Until November 1991, the bank was known as Amalgamated Trust & Savings Bank. In July, 2024 the bank was rebranded as ABOC.

ABOC announced plans to be acquired by Amalgamated Bank of New York during 2021. In early 2022 Amalgamated Financial (the New York bank's holding company) announced the $98 million acquisition plan was ended due to regulatory difficulties, but ABOC said it could still proceed.

==History and ownership==
The bank was founded in 1922 by the Amalgamated Clothing Workers of America, which also started the Amalgamated Bank of New York.

In 1966, a group of private investors led by Eugene P. Heytow bought control of the Chicago bank, which was to remain 5% union-owned.

Amalgamated Trust of Chicago and Amalgamated Bank have agreed that they may both use the registered service mark "Amalgamated Bank." The U.S. Trademark Office objected to this concurrent use as likely to confuse consumers, but the U.S. Court of Appeals for the Seventh Circuit ultimately held that the Trademark Office should respect the banks' agreement.

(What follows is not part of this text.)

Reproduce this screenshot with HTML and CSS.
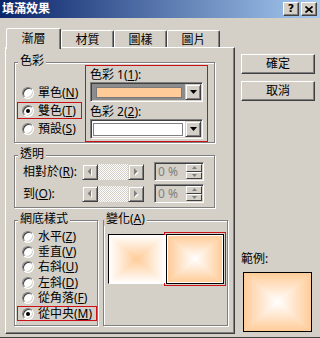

In 2000, Ullico Inc., a union-oriented insurance and investment company, announced that it would buy the bank but withdrew its request the following year.

The parent company for ABOC is Amalgamated Investments Company, a one bank holding company.

Although no longer majority-owned by a union, the bank's board of directors continues to include a number of local and international union representatives and the employees are represented by the Workers United union.

In 2024 ABOC announced plans to expand outside of the Chicago area, starting with St. Louis. Removing "Chicago" from the name when rebranding to ABOC facilitated this expansion.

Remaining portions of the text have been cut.